The speed of TTS can be a bit of an issue in some cases, so I had looked before at caching the audio for complete output sentences. That’s fine (assuming one has fairly plentiful storage) and it doesn’t require significant effort with the TTS demo server to have it write out the wav files.

With highly predictable sentences (like those from many automated processes) it can work effectively. However it isn’t hugely practical where the ability to precisely predict what sentences will be needed is a challenge. For something basic like a sentence with someone’s name, this would often fail (or require infeasible storage) - even if you could take a logical guess about the most common names, unusual names are bound to be required eventually.

This got me thinking if there might be a way to partially cache the generated speech from the beginning up to the parts that differed and then have the model just continue from that point on. This could shave a chunk of time off cases like sentences which had a common start but then featured a name or other hard to predict content.

Sentences of the kind that might benefit are, for instance: "hello ", since you’d only need to process the name part on demand, with the earlier part being pre-processed up front.

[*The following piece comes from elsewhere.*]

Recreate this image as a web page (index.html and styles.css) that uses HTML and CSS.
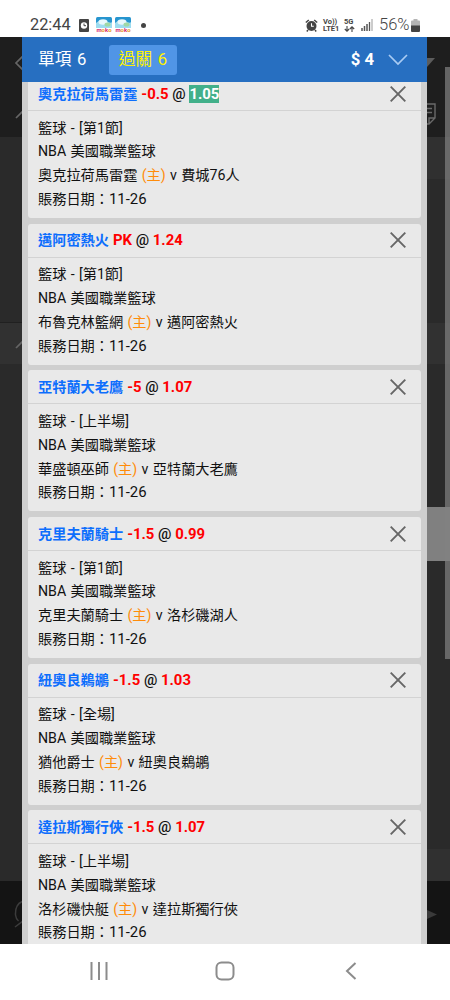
FILE: index.html
```html
<!DOCTYPE html>
<html lang="zh-Hant">
<head>
    <meta charset="utf-8">
    <title>過關</title>
    <link rel="stylesheet" href="styles.css">
</head>
<body>
<div class="status">
    <span class="clock">22:44</span>
    <svg class="st-app" width="10" height="13" viewBox="0 0 10 13"><rect width="10" height="13" rx="1" fill="#444"/><circle cx="5" cy="6.5" r="3.2" fill="#fff"/><path d="M5 4.5v2.2h2" stroke="#444" fill="none"/></svg>
    <span class="moko">
        <svg width="16" height="11" viewBox="0 0 16 11"><rect width="16" height="11" rx="1.5" fill="#2795cf"/><path d="M0 6q5-5 10-2t6 1v6H0z" fill="#9ddcf0"/><ellipse cx="7" cy="5" rx="4.5" ry="2.8" fill="#e8f8fc"/><ellipse cx="11.5" cy="7.5" rx="3" ry="2" fill="#9fd8a5"/></svg>
        <b>m<i>o</i>k<i>o</i></b>
    </span>
    <span class="moko">
        <svg width="16" height="11" viewBox="0 0 16 11"><rect width="16" height="11" rx="1.5" fill="#2795cf"/><path d="M0 6q5-5 10-2t6 1v6H0z" fill="#9ddcf0"/><ellipse cx="7" cy="5" rx="4.5" ry="2.8" fill="#e8f8fc"/><ellipse cx="11.5" cy="7.5" rx="3" ry="2" fill="#9fd8a5"/></svg>
        <b>m<i>o</i>k<i>o</i></b>
    </span>
    <span class="dot"></span>
    <svg class="st-alarm" width="13" height="13" viewBox="0 0 13 13"><circle cx="6.5" cy="7" r="5" fill="#444"/><path d="M.8 3.5l3-2.5M12.2 3.5l-3-2.5M3 11l-1.2 1.5M10 11l1.2 1.5" stroke="#444" stroke-width="1.5"/><path d="M6.5 4.2v3h2.3" stroke="#fff" fill="none" stroke-width="1.1"/></svg>
    <span class="net volte">Vo))<br>LTE1</span>
    <span class="net five">5G<svg width="11" height="6" viewBox="0 0 11 6"><path d="M3 0v5M.8 3L3 5.2 5.2 3M8 6V1M5.800 3L8 .8 10.2 3" stroke="#444" stroke-width="1.1" fill="none"/></svg></span>
    <svg class="st-signal" width="12" height="12" viewBox="0 0 12 12"><path d="M1 9v3M3.5 7v5M6 5v7" stroke="#555" stroke-width="1.5"/><path d="M8.5 3v9" stroke="#555" stroke-width="1.3"/><path d="M11 0v12" stroke="#bbb" stroke-width="1.5"/></svg>
    <span class="percent">56%</span>
    <svg class="st-battery" width="9" height="13" viewBox="0 0 9 13"><path d="M2.5 0h4v1.5H8q1 0 1 1V7H0V2.5q0-1 1-1h1.5z" fill="#b5b5b5"/><path d="M0 6.5h9V12q0 1-1 1H1q-1 0-1-1z" fill="#444"/></svg>
</div>

<div class="main">
    <div class="side left">
        <div class="bar top">
            <svg width="22" height="100" viewBox="0 0 22 100"><path d="M24 18l-8 8 8 8M16 81l8-8" stroke="#666" stroke-width="1.7" fill="none"/></svg>
        </div>
        <div class="rows"></div>
        <div class="bar group">
            <svg width="22" height="41" viewBox="0 0 22 41"><path d="M16 25l8-8" stroke="#656565" stroke-width="1.7"/></svg>
        </div>
        <div class="rows fill"></div>
        <div class="bar bottom">
            <svg width="22" height="63" viewBox="0 0 22 63"><path d="M24 20q-9 2-8.500 14 .5 4 3 6M15 46l8-6" stroke="#3c3c3c" stroke-width="1.5" fill="none"/></svg>
        </div>
    </div>

    <div class="slip">
        <div class="slip-head">
            <span class="tab">單項 6</span>
            <span class="tab active">過關 6</span>
            <span class="amount">$ 4</span>
            <svg width="20" height="12" viewBox="0 0 20 12"><path d="M1 1l9 9 9-9" stroke="#a9cbf3" stroke-width="1.7" fill="none"/></svg>
        </div>
        <div class="list">
            <div class="card">
                <div class="title"><span class="team">奧克拉荷馬雷霆</span><span class="bet"><b>-0.5</b> @ <b class="changed">1.05</b></span><svg class="close" viewBox="0 0 16 16"><path d="M.7.7l14.6 14.6M15.3.7L.7 15.3"/></svg></div>
                <div class="info">
                    <p>籃球 - [第1節]</p>
                    <p>NBA 美國職業籃球</p>
                    <p>奧克拉荷馬雷霆 <em>(主)</em> v 費城76人</p>
                    <p>賬務日期：<span class="date">11-26</span></p>
                </div>
            </div>
            <div class="card">
                <div class="title"><span class="team">邁阿密熱火</span><span class="bet"><b>PK</b> @ <b>1.24</b></span><svg class="close" viewBox="0 0 16 16"><path d="M.7.7l14.6 14.6M15.3.7L.7 15.3"/></svg></div>
                <div class="info">
                    <p>籃球 - [第1節]</p>
                    <p>NBA 美國職業籃球</p>
                    <p>布魯克林籃網 <em>(主)</em> v 邁阿密熱火</p>
                    <p>賬務日期：<span class="date">11-26</span></p>
                </div>
            </div>
            <div class="card">
                <div class="title"><span class="team">亞特蘭大老鷹</span><span class="bet"><b>-5</b> @ <b>1.07</b></span><svg class="close" viewBox="0 0 16 16"><path d="M.7.7l14.6 14.6M15.3.7L.7 15.3"/></svg></div>
                <div class="info">
                    <p>籃球 - [上半場]</p>
                    <p>NBA 美國職業籃球</p>
                    <p>華盛頓巫師 <em>(主)</em> v 亞特蘭大老鷹</p>
                    <p>賬務日期：<span class="date">11-26</span></p>
                </div>
            </div>
            <div class="card">
                <div class="title"><span class="team">克里夫蘭騎士</span><span class="bet"><b>-1.5</b> @ <b>0.99</b></span><svg class="close" viewBox="0 0 16 16"><path d="M.7.7l14.6 14.6M15.3.7L.7 15.3"/></svg></div>
                <div class="info">
                    <p>籃球 - [第1節]</p>
                    <p>NBA 美國職業籃球</p>
                    <p>克里夫蘭騎士 <em>(主)</em> v 洛杉磯湖人</p>
                    <p>賬務日期：<span class="date">11-26</span></p>
                </div>
            </div>
            <div class="card">
                <div class="title"><span class="team">紐奧良鵜鶘</span><span class="bet"><b>-1.5</b> @ <b>1.03</b></span><svg class="close" viewBox="0 0 16 16"><path d="M.7.7l14.6 14.6M15.3.7L.7 15.3"/></svg></div>
                <div class="info">
                    <p>籃球 - [全場]</p>
                    <p>NBA 美國職業籃球</p>
                    <p>猶他爵士 <em>(主)</em> v 紐奧良鵜鶘</p>
                    <p>賬務日期：<span class="date">11-26</span></p>
                </div>
            </div>
            <div class="card">
                <div class="title"><span class="team">達拉斯獨行俠</span><span class="bet"><b>-1.5</b> @ <b>1.07</b></span><svg class="close" viewBox="0 0 16 16"><path d="M.7.7l14.6 14.6M15.3.7L.7 15.3"/></svg></div>
                <div class="info">
                    <p>籃球 - [上半場]</p>
                    <p>NBA 美國職業籃球</p>
                    <p>洛杉磯快艇 <em>(主)</em> v 達拉斯獨行俠</p>
                    <p>賬務日期：<span class="date">11-26</span></p>
                </div>
            </div>
        </div>
    </div>

    <div class="side right">
        <div class="bar top">
            <svg width="23" height="100" viewBox="0 0 23 100"><path d="M0 21h8l-8 9z" fill="#5c5c5c"/><path d="M-4 67H8v14l-6 6h-5M2 87v-6h6M-1 71.5h6M-1 75.5h6" stroke="#6a6a6a" stroke-width="1.4" fill="none"/></svg>
        </div>
        <div class="rows"></div>
        <div class="bar group"></div>
        <div class="rows fill"></div>
        <div class="bar bottom">
            <svg width="23" height="63" viewBox="0 0 23 63"><path d="M0 29l10 4.500L0 38z" fill="#3a3a3a"/></svg>
        </div>
        <div class="handle"></div>
        <div class="scroll"></div>
    </div>
</div>

<div class="nav">
    <svg width="18" height="18" viewBox="0 0 18 18"><path d="M1.500 0v18M9 0v18M16.500 0v18"/></svg>
    <svg class="home" width="20" height="20" viewBox="0 0 20 20"><rect x="1.5" y="1.5" width="17" height="17" rx="5"/></svg>
    <svg width="12" height="18" viewBox="0 0 12 18"><path d="M10.5 1L2 9l8.5 8"/></svg>
</div>
</body>
</html>
```
FILE: styles.css
```css
* {
    box-sizing: border-box;
}
body {
    display: flex;
    flex-direction: column;
    height: 1000px;
    margin: 0;
    overflow: hidden;
    background: #fff;
    color: #111;
    font-family: Roboto, "Noto Sans CJK TC", sans-serif;
    font-size: 14.2px;
}
svg {
    display: block;
    flex: none;
}
.status {
    display: flex;
    align-items: center;
    height: 37px;
    padding: 13px 30px 0 30px;
    color: #444;
}
.clock {
    width: 49px;
    font-size: 16.3px;
    line-height: 24px;
}
.moko {
    width: 16px;
    margin-right: 3px;
}
.st-app {
    margin-right: 7px;
}
.moko b {
    display: block;
    height: 5px;
    color: #d8246c;
    font-size: 6px;
    line-height: 4px;
    text-align: center;
}
.moko i {
    color: #e59a25;
    font-style: normal;
}
.dot {
    width: 5px;
    height: 5px;
    margin-left: 7px;
    border-radius: 50%;
    background: #444;
}
.st-alarm {
    margin-left: auto;
}
.net {
    font-size: 7.5px;
    font-weight: bold;
    line-height: 7px;
}
.volte {
    width: 17px;
    margin-left: 5px;
}
.five {
    width: 12px;
    margin: 0 5px 0 4px;
}
.five svg {
    margin-top: 1px;
}
.percent {
    width: 32px;
    margin-left: 6px;
    font-size: 16.5px;
    font-weight: 300;
    line-height: 24px;
}
.main {
    display: flex;
    height: 907px;
    overflow: hidden;
    background: #2a2a2a;
}
.side {
    position: relative;
    display: flex;
    flex: none;
    flex-direction: column;
    overflow: hidden;
}
.left {
    width: 22px;
}
.right {
    width: 23px;
}
.bar.top {
    height: 100px;
    background: #1e1e1e;
}
.rows {
    height: 186px;
    border-bottom: 1px solid #202020;
    background: #2a2a2a;
}
.right .rows {
    border: 0;
    background: linear-gradient(#303030 42px, #2a2a2a 42px);
}
.rows.fill {
    flex: 1;
    height: auto;
    border: 0;
}
.right .rows.fill {
    background: linear-gradient(to top, #303030 32px, #2a2a2a 32px);
}
.bar.group {
    height: 41px;
    background: #313131;
}
.bar.bottom {
    height: 63px;
    background: #141414;
}
.handle {
    position: absolute;
    top: 470px;
    left: 0;
    width: 23px;
    height: 54px;
    background: #808080;
}
.scroll {
    position: absolute;
    top: 30px;
    right: 0;
    width: 5px;
    height: 592px;
    background: rgba(130, 130, 130, 0.7);
}
.slip {
    display: flex;
    flex: 1;
    flex-direction: column;
    background: #cfcfcf;
}
.slip-head {
    display: flex;
    flex: none;
    align-items: center;
    height: 45px;
    padding: 0 19px 0 16px;
    background: #276fc1;
    color: #fff;
    font-size: 16.7px;
}
.tab {
    width: 71px;
    line-height: 29px;
    padding-bottom: 1px;
    word-spacing: 1.5px;
}
.tab.active {
    width: 68px;
    height: 30px;
    border-radius: 3px;
    background: #5095e6;
    color: #fff200;
    text-align: center;
}
.amount {
    margin: 0 14px 1px auto;
    font-weight: bold;
}
.list {
    display: flex;
    flex: 1;
    flex-direction: column;
    gap: 5.7px;
    min-height: 0;
    overflow: hidden;
    padding: 0 6px;
}
.card {
    flex: none;
    height: 141px;
    border-radius: 3px;
    background: #e9e9e9;
}
/* first card is scrolled under the header */
.card:first-child {
    margin-top: -5px;
}
.title {
    display: flex;
    align-items: center;
    height: 34px;
    padding: 0 15px 0 10px;
    border-bottom: 1px solid #d3d3d3;
    line-height: 20px;
}
.team {
    margin-right: 4px;
    color: #0d6efd;
    font-weight: bold;
}
.bet {
    font-size: 14.9px;
    font-weight: 500;
}
.bet b {
    color: #f00;
}
.bet .changed {
    display: inline-block;
    height: 18px;
    background: #42b08a;
    color: #fff;
    line-height: 18px;
}
.close {
    width: 16px;
    height: 16px;
    margin-left: auto;
    fill: none;
    stroke: #666;
    stroke-width: 1.9;
}
.info {
    padding: 5.6px 10px 0;
}
.info p {
    margin: 0;
    line-height: 23.8px;
    white-space: nowrap;
    word-spacing: 0.8px;
}
.info em {
    color: #ff8c0a;
    font-style: normal;
}
.date {
    font-size: 14.9px;
    line-height: 1;
}
.nav {
    display: flex;
    align-items: center;
    justify-content: space-between;
    height: 56px;
    padding: 0 93px 2px 90px;
    fill: none;
    stroke: #8c8c8c;
    stroke-width: 2;
}
.home {
    margin-right: 3px;
}
```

What I’m struggling with is how would you be able to get the model to be in the right state to continue. It can’t just start as a normal new sentence or the speech will end up sounding like it’s badly produced concatenative speech.

Q. Anyone know of cases where people have a way of telling a model like this to continue from a particular point?

Q. And is there a name for that?

Unfortunately I wasn’t sure what this would be called - I did try Googling “caching neutral networks” and other variants, but I didn’t spot anything that looked close to what I was trying to do.

Any ideas?

It’s an interesting idea. I think you can cache the network if the part you want to cache is the beginning of the sentence since the same text would always produce the same output. But after a short tinkering i could not come up with a easy cache scheme that is faster than the computing.

Maybe one way to alleviate the bad artifacts would be training the network in the caching scheme. So you pass random sentences and keep the networks states for the next sentences so network can learn how to continue over. If all these make sense .